A review by thebooktrail88
The Cautious Traveller's Guide to the Wastelands by Sarah Brooks

challenging dark mysterious tense medium-paced
  • Plot- or character-driven? A mix
  • Strong character development? It's complicated
  • Loveable characters? No
  • Diverse cast of characters? Yes
  • Flaws of characters a main focus? N/A

4.0

 
I immediately feel as if I want to list the ways I love this novel.

A novel set on board the Trans Siberian Express

A steampunk fantasy

An alternative, dark yet magical, Victorian world

This book has changed and altered me in ways I can’t yet tell. I feel different having read it and that might be because of the magic within. Let me explain:

Picture yourself on board this very mystical and magical train. You fly past the landscape between Bejing and Moscow so you can imagine the scenery and the distance. A wonderful journey from the start. However, this is no ordinary journey – it’s fraught with danger and strange other-worldly things.

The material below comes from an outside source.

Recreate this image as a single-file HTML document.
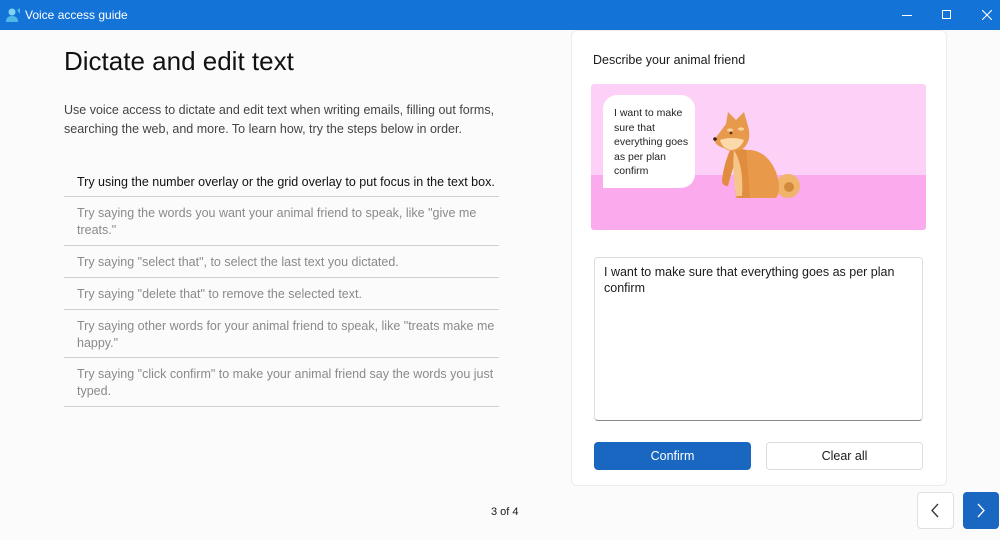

There are walls at the start and end of the track and along the way the train is protected by outside forces. Certain cities are protected by giant walls and there is a distinct difference between outsiders and insiders.

Now this is where you can read so much more into the novel than first appears – walls being built to keep people out of a country for starters. Then there’s the idea of belonging to another territory and what happens when that link breaks. What about the walls and barriers we can’t see?

Even with those serious layers, there is nothing heavy about this book. There’s nods to Agatha Christie’s Orient Express and I got Night Circus vibes too given the world building and the link between the real world and that which we cannot see.

I enjoyed every magical part of this book but the setting – oh the setting!- was out of this world. I want to go to the Wastelands and board that train. It lives on in my mind but I have been back many times in my dreams.

That’s when you know a book has you hooked!